The index tumbled sharply in response to Mr Hockey’s first budget attempt 10 months ago.
”Confidence clearly remains fragile … to any negative news around the federal budget and economy,” ANZ chief economist Warren Hogan said on Tuesday.

Potential positives such as the February interest rate cut, lower petrol prices and higher house prices have only worked to offset the negatives rather than giving a boost.

The cut in the official cash rate to an all-time low of 2.25 per cent also failed to lift the spirits of the business community.
 The National Australia Bank business confidence index for February dropped to its lowest level since before the September 2013 federal election and below its long-term average.

“Perhaps the rate cut acted as a stark reminder of the significant headwinds facing the economy,” NAB chief economist Alan Oster said.
 NAB is expecting another rate cut in May and beyond that would depend on rising unemployment, which it expects to be 6.7 per cent by the end of this year.

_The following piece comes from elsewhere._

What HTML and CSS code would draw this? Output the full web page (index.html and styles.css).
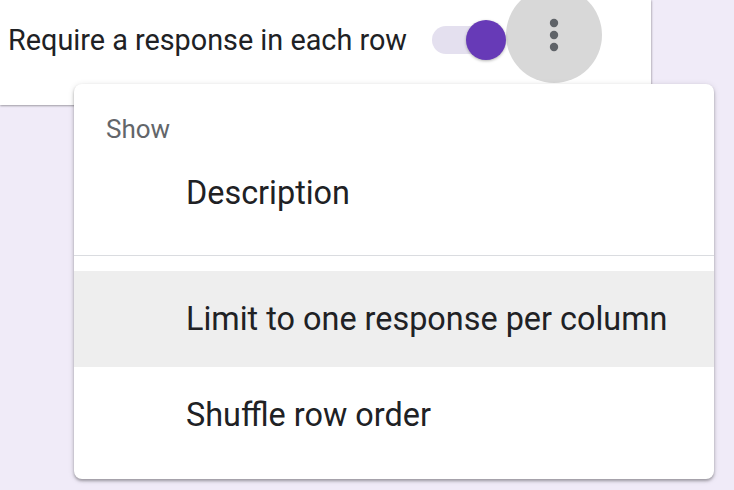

The intergenerational report also controversially showed what would happen under the policies of Labor before it lost government in 2013.
 Debt would haven risen to 120 per cent of GDP and budget deficits were heading towards 12 per cent of GDP.

That compares with 23 per cent and 2.5 per cent predicted for this financial year.
 Mr Abbott used the analysis to take a swipe at Labor.

“They were going to saddle future generations of Australians with debt and deficit at Greek levels,” he told reporters in Kalgoorlie.

Shadow treasurer Chris Bowen hit back, saying not a day goes by without a member of the government comparing Australia’s reasonable budget position to Greece.

“No wonder business and consumer confidence is so low,” Mr Bowen said in a statement.